Öldürerek ve cezalandırarak sorun çözmeyi bir idari pratik olarak sergileyen devlet politikası, sorunların asıl kaynağıdır. Adalet Bakanlığı, “idari pratik” ile ne demek istediğimizi gayet iyi bilmektedir.
Hiçbir tutuklu ve hükümlü, barınma, beslenme, sağlık, eğitim ve iletişim haklarını doğal bir hak olarak tanımayan ve tanıdığında da bunu bir lütuf olarak gören anlayışın insafına teslim edilemez.
Başka bir cezaevinde çekilmiş bir fotoğrafı, Ankara’da öldürülenlerin nasıl da eylem halinde olduğunu göstermek üzere kullanan basını, sorumlu davranmaya çağırıyoruz.
Fotoğraftakiler Ankara Merkez Kapalı Cezaevinde öldürülenler olmadığı gibi, o fotoğrafa dayanılarak da öldürme eylemleri gerçekleştirilmemelidir.
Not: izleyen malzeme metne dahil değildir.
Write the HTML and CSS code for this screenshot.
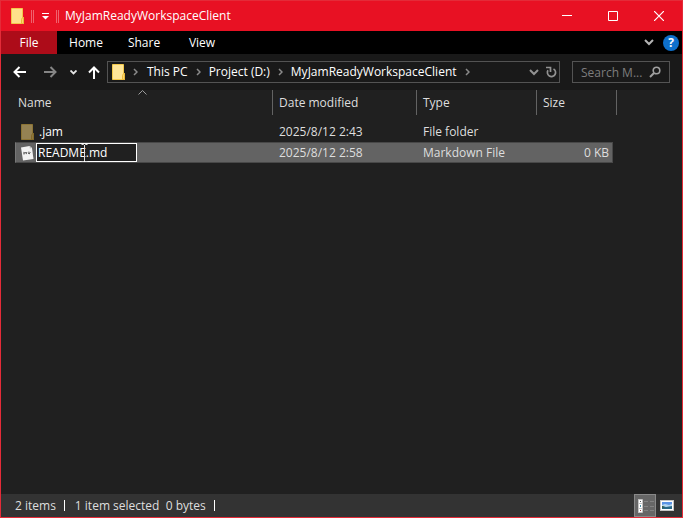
FILE: index.html
```html
<!DOCTYPE html>
<html lang="en">
<head>
<meta charset="utf-8">
<title>MyJamReadyWorkspaceClient</title>
<link rel="stylesheet" href="styles.css">
</head>
<body>
<div class="window">
  <header class="titlebar">
    <svg class="folder" width="14" height="16" viewBox="0 0 14 16" aria-hidden="true"><path d="M.5.5h11v9h1v6H.5z" fill="#ffe08a" stroke="#f3c94b"/><path d="M11.5 9.5h1v6h-2v-4z" fill="#ffd66a" stroke="#e9b93a"/></svg>
    <span class="grip"></span>
    <button class="quick" aria-label="Customize Quick Access Toolbar"><svg width="9" height="8" viewBox="0 0 9 8"><path d="M1 1.500h7" stroke="#fff"/><path d="M1 4h7L4.500 7.500z" fill="#fff"/></svg></button>
    <span class="grip"></span>
    <h1 class="title">MyJamReadyWorkspaceClient</h1>
    <div class="captions">
      <button class="caption" aria-label="Minimize"><svg width="10" height="10" viewBox="0 0 10 10"><path d="M0 4.500h10" stroke="#fff"/></svg></button>
      <button class="caption" aria-label="Maximize"><svg width="10" height="10" viewBox="0 0 10 10"><path d="M.5.5h9v9h-9z" fill="none" stroke="#fff"/></svg></button>
      <button class="caption" aria-label="Close"><svg width="10" height="10" viewBox="0 0 10 10"><path d="M0 0l10 10M10 0L0 10" stroke="#fff" stroke-width="1.200"/></svg></button>
    </div>
  </header>

  <nav class="ribbon">
    <button class="tab tab-file">File</button>
    <button class="tab">Home</button>
    <button class="tab">Share</button>
    <button class="tab">View</button>
    <div class="ribbon-tools">
      <button class="icon" aria-label="Expand the ribbon"><svg width="10" height="7" viewBox="0 0 10 7"><path d="M1 1l4 4 4-4" fill="none" stroke="#b4b4b4" stroke-width="2"/></svg></button>
      <button class="help" aria-label="Help">?</button>
    </div>
  </nav>

  <div class="navbar">
    <button class="icon arrow" aria-label="Back"><svg width="14" height="12" viewBox="0 0 14 12"><path d="M13 6H2M6.500 1l-5 5 5 5" fill="none" stroke="#fff" stroke-width="2"/></svg></button>
    <button class="icon arrow" aria-label="Forward"><svg width="14" height="12" viewBox="0 0 14 12"><path d="M1 6h11M7.500 1l5 5-5 5" fill="none" stroke="#858585" stroke-width="2"/></svg></button>
    <button class="icon recent" aria-label="Recent locations"><svg width="7" height="5" viewBox="0 0 7 5"><path d="M.5.5l3 3 3-3" fill="none" stroke="#e6e6e6" stroke-width="1.800"/></svg></button>
    <button class="icon up" aria-label="Up"><svg width="12" height="13" viewBox="0 0 12 13"><path d="M6 13V2M1 6.500l5-5 5 5" fill="none" stroke="#fff" stroke-width="2"/></svg></button>
    <div class="address">
      <svg class="folder" width="14" height="16" viewBox="0 0 14 16" aria-hidden="true"><path d="M.5.5h11v9h1v6H.5z" fill="#ffe699" stroke="#f3c94b"/><path d="M11.500 9.500h1v6h-2v-4z" fill="#ffd66a" stroke="#e9b93a"/></svg>
      <svg class="sep" width="5" height="8" viewBox="0 0 5 8"><path d="M1 1l3 3-3 3" fill="none" stroke="#8a8a8a" stroke-width="1.500"/></svg>
      <a href="#">This PC</a>
      <svg class="sep" width="5" height="8" viewBox="0 0 5 8"><path d="M1 1l3 3-3 3" fill="none" stroke="#8a8a8a" stroke-width="1.500"/></svg>
      <a href="#">Project (D:)</a>
      <svg class="sep" width="5" height="8" viewBox="0 0 5 8"><path d="M1 1l3 3-3 3" fill="none" stroke="#8a8a8a" stroke-width="1.500"/></svg>
      <a href="#">MyJamReadyWorkspaceClient</a>
      <svg class="sep" width="5" height="8" viewBox="0 0 5 8"><path d="M1 1l3 3-3 3" fill="none" stroke="#8a8a8a" stroke-width="1.500"/></svg>
      <div class="address-tools">
        <button class="icon" aria-label="Previous locations"><svg width="10" height="7" viewBox="0 0 10 7"><path d="M1 1l4 4 4-4" fill="none" stroke="#929292" stroke-width="2"/></svg></button>
        <button class="icon" aria-label="Refresh"><svg width="11" height="12" viewBox="0 0 11 12"><path d="M7.500 2.900a4.100 4.100 0 1 1-5.500 1.400" fill="none" stroke="#929292" stroke-width="1.700"/><path d="M0 1.500h4.500v4.500" fill="none" stroke="#929292" stroke-width="1.700"/></svg></button>
      </div>
    </div>
    <div class="search">
      <input type="text" placeholder="Search M..." aria-label="Search MyJamReadyWorkspaceClient">
      <svg width="12" height="12" viewBox="0 0 12 12" aria-hidden="true"><circle cx="7.500" cy="4.500" r="3.300" fill="none" stroke="#a0a0a0" stroke-width="1.600"/><path d="M5 7L1 11" stroke="#a0a0a0" stroke-width="1.900"/></svg>
    </div>
  </div>

  <main class="content">
    <table class="files">
      <colgroup><col class="c-name"><col class="c-date"><col class="c-type"><col class="c-size"><col class="c-edge"></colgroup>
      <thead>
        <tr>
          <th class="sorted">Name<svg class="sort" width="9" height="5" viewBox="0 0 9 5"><path d="M.5 4.500l4-4 4 4" fill="none" stroke="#9c9c9c"/></svg></th>
          <th>Date modified</th>
          <th>Type</th>
          <th colspan="2">Size</th>
        </tr>
      </thead>
      <tbody>
        <tr>
          <td><div class="file"><svg class="file-icon" width="14" height="16" viewBox="0 0 14 16" aria-hidden="true"><path d="M1.500.5h11v9h1v6h-12z" fill="#958253" stroke="#8c7434"/><path d="M12.500 9.500h1v6h-2v-4z" fill="#8d7740" stroke="#836a29"/></svg><span class="file-name">.jam</span></div></td>
          <td>2025/8/12 2:43</td>
          <td>File folder</td>
          <td class="size"></td>
          <td class="edge"></td>
        </tr>
        <tr class="selected">
          <td><div class="file"><svg class="file-icon" width="14" height="16" viewBox="0 0 14 16" aria-hidden="true"><path d="M1 2.500L9.500 1 12 3l1.500 11L3 15.500z" fill="#f2f2f2"/><path d="M9.500 1L12 3l-2.200.4z" fill="#bdbdbd"/><path d="M4 9.500l-.2-2.200 1.300 1 1.100-1.300.2 2.100M8.900 6.600l.3 2.200M7.800 7.700l1.400 1.200 1.200-1.500" fill="none" stroke="#555"/></svg><span class="rename"><input type="text" value="README.md" aria-label="File name"><svg class="ibeam" width="7" height="18" viewBox="0 0 7 18" aria-hidden="true"><path d="M.5.5h2l1 1 1-1h2M3.500 1v16M.5 17.500h2l1-1 1 1h2" fill="none" stroke="#dedede"/></svg></span></div></td>
          <td>2025/8/12 2:58</td>
          <td>Markdown File</td>
          <td class="size">0 KB</td>
          <td class="edge"></td>
        </tr>
      </tbody>
    </table>
  </main>

  <footer class="status">
    <span class="status-item">2 items</span>
    <span class="status-item">1 item selected&nbsp; 0 bytes</span>
    <div class="views">
      <button class="view view-on" aria-label="Details view"><svg width="18" height="14" viewBox="0 0 18 14"><path d="M2 .5h4v13H2z" fill="#fff"/><path d="M2.500.5h4v13h-4zM2 4.500h5M2 9.500h5" fill="none" stroke="#c4c4c4"/><path d="M4 2h1v1H4z" fill="#555"/><path d="M4 6h1v2H4z" fill="#4b91a8"/><path d="M4 11h1v1H4z" fill="#963b3b"/><path d="M8 2.500h4M14 2.500h4M8 7.500h4M14 7.500h4M8 11.500h4M14 11.500h4" stroke="#828282"/></svg></button>
      <button class="view" aria-label="Large icons view"><svg width="14" height="11" viewBox="0 0 14 11"><path d="M0 0h14v11H0z" fill="#c4c4c4"/><path d="M1 1h12v9H1z" fill="#fff"/><path d="M2 2h10v3H2z" fill="#5a93e5"/><path d="M2 5l3-1 4 1 3-1v3H2z" fill="#b4d6ef"/><path d="M2 6l4 1 6-1v3H2z" fill="#286887"/><path d="M2 6l3 1-3 1z" fill="#355942"/></svg></button>
    </div>
  </footer>
</div>
</body>
</html>
```
FILE: styles.css
```css
* { box-sizing: border-box; }

body {
  margin: 0;
  color: #fff;
  background: #202020;
  font: 12px/16px "Segoe UI", "Open Sans", "Noto Sans", sans-serif;
}

button, input {
  margin: 0;
  padding: 0;
  border: 0;
  background: none;
  color: inherit;
  font: inherit;
}

svg { display: block; flex: none; }

.window {
  display: flex;
  flex-direction: column;
  min-height: 100vh;
  border: 1px solid #e42b38;
}

.titlebar {
  display: flex;
  align-items: center;
  height: 30px;
  padding-left: 10px;
  background: #e81123;
}

.grip {
  width: 3px;
  height: 13px;
  margin-left: 6px;
  border: solid #f0626d;
  border-width: 0 1px;
}

.quick { margin-left: 7px; }

.title {
  margin: 0 0 0 6px;
  font-size: 12px;
  font-weight: 400;
}

.captions { display: flex; align-self: stretch; margin-left: auto; }

.caption {
  display: flex;
  align-items: center;
  justify-content: center;
  width: 46px;
}

.ribbon {
  display: flex;
  height: 23px;
  background: #000;
}

.tab { width: 58px; }
.tab-file { width: 56px; background: #ad0c19; }

.ribbon-tools {
  display: flex;
  align-items: center;
  gap: 9px;
  margin-left: auto;
  padding-right: 3px;
}

.help {
  width: 16px;
  height: 16px;
  border-radius: 50%;
  background: #0e70cb;
  font-weight: 700;
  text-align: center;
}

.navbar {
  display: flex;
  align-items: center;
  height: 36px;
  padding: 0 12px;
  background: #191919;
}

.arrow { margin-right: 16px; }
.recent { margin: 0 11px 0 -3px; }
.up { margin-right: 7px; }

.address {
  display: flex;
  flex: 1;
  align-items: center;
  height: 22px;
  padding-left: 4px;
  border: 1px solid #535353;
}

.address a { color: #fff; text-decoration: none; }
.sep { margin: 0 8px; }
.address .folder + .sep { margin: 0 9px 0 7px; }

.address-tools {
  display: flex;
  align-items: center;
  gap: 7px;
  margin-left: auto;
  padding-right: 2px;
}

.search {
  display: flex;
  align-items: center;
  width: 98px;
  height: 22px;
  margin-left: 12px;
  padding: 0 8px;
  border: 1px solid #535353;
}

.search input { flex: 1; min-width: 0; height: 20px; outline: 0; }
.search input::placeholder { color: #7d7d7d; opacity: 1; }

.content { flex: 1; padding-left: 14px; }

.files {
  table-layout: fixed;
  width: 602px;
  border-collapse: separate;
  border-spacing: 0;
}

.c-name { width: 258px; }
.c-date { width: 144px; }
.c-type { width: 120px; }
.c-size { width: 76px; }
.c-edge { width: 4px; }

.files th {
  height: 25px;
  padding: 0 6px;
  border-right: 1px solid #636363;
  color: #dedede;
  font-weight: 400;
  text-align: left;
}

.files th:first-child { padding-left: 3px; }
.sorted { position: relative; }
.sort { position: absolute; top: 0; left: 0; right: 2px; margin: 0 auto; }

.files tbody::before { content: ""; display: block; height: 6px; }

.files td {
  height: 21px;
  padding: 0 6px;
  border: solid transparent;
  border-width: 1px 0;
  color: #dedede;
  white-space: nowrap;
}

.files td:first-child { padding: 0 0 0 5px; color: #fff; }
.files .size { padding-right: 3px; text-align: right; }
.files .edge { padding: 0; }

.selected td { border-color: #484848; background: #636363; }
.selected td:first-child { border-left: 1px solid #777; padding-left: 4px; }
.selected .size { border-right: 1px solid #484848; }
.selected .edge { border-color: transparent; background: none; }

.file { display: flex; align-items: center; }
.file-icon { margin-right: 2px; }
.file-name { padding-left: 3px; }

.rename { position: relative; width: 101px; }

.rename input {
  display: block;
  width: 100%;
  height: 19px;
  padding: 0 1px;
  border: 1px solid #fff;
  background: #202020;
  outline: 0;
}

.ibeam { position: absolute; top: 1px; left: 45px; }

.status {
  display: flex;
  align-items: center;
  height: 23px;
  padding-left: 14px;
  background: #333;
  color: #dedede;
}

.status-item { display: flex; align-items: center; margin-right: 10px; }

.status-item::after {
  content: "";
  width: 1px;
  height: 11px;
  margin-left: 8px;
  background: #fff;
}

.views { display: flex; align-self: stretch; margin-left: auto; padding-right: 4px; }

.view {
  display: flex;
  align-items: center;
  justify-content: center;
  width: 22px;
}

.view-on { border: 1px solid #898989; background: #666; }
```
Kamu görevlilerinin operasyonlarında, her şart altında eylemle orantılı güç kullanımı esas olmalıdır. Ankara Merkez Cezaevinde yapılan operasyon ise, önceden planlanmış, imha etmeye yönelik bir operasyondur. Burada, aşırı ve ölçüsüz güç kullanıldığı ve doğrudan öldürme amaçlı bir operasyon yapıldığı ortadadır.
Her olayda olduğu gibi İHD’yi bir yerlere ve çoğu kez olumsuzluğun olduğu yere yerleştirme gayretleri görülmektedir. İHD cezaevlerine faks göndermemektedir. Cezaevinde tutuklularda faks bulunmamaktadır. İHD’deki bilgiler açık bilgilerdir. Tek tek kişilerin, araştırma yapanların, kamu ve özel kuruluşların, insan hakları savunucularının ve insan hakları kuruluşları ile diğer demokratik kitle örgütlerinin ihtiyaç duydukları bilgiler İHD’de varsa kendilerine verilir. Yüzlerce, binlerce doküman arasında İHD’den gönderildiği bildirilen faksın öne çıkarılmasını yadırgadığımızı açıklamak isteriz. İHD’den bilgi isteyen kişilerin maksatlarını biz bilemeyiz.
Cezaevlerindeki sevkler durdurulmalıdır.
Hücre tipi cezaevi projelerinden vazgeçilmelidir.
Ankara Merkez Kapalı Cezaevi saldırısıyla ilgili kamuoyuna doğru ve gerçek bilgiler verilmelidir.
Saldırıyla ilgili olarak, sorumlular hakkında derhal soruşturma açılmalıdır. Adalet Bakanı kamuoyuna tatmin edici açıklama yapmalıdır. Tutuklu ve hükümlüleri tahrik edici, tehditkar ve onların insan olma onurlarını incitici açıklama ve değerlendirmelerinden kaçınılmalıdır.
Cezaevi sorunlarının kaynağı koğuş sistemi değil, yönetim zihniyetinin ve uygulamasının ürünüdür. O nedenle, sürekli hak ihlaline dayalı zihniyet ve uygulama değişmelidir. Bu konuyla ilgili olarak Adalet Bakanlığı, yalnızca bürokratların ve üniversitelerin görüşüne değil,tutuklu ve hükümlüler dahil olmak üzere toplumun çeşitli kesimlerinin görüşlerini dikkate almalıdır.
Cezaevleri konusu, yalnızca güvenlik ya da yaygın kullanımı ile devlet otoritesinin nasıl sağlanacağı eksenli olarak değil, tutuklu ve hükümlülerin hakları eksenli olarak ele alınmalıdır.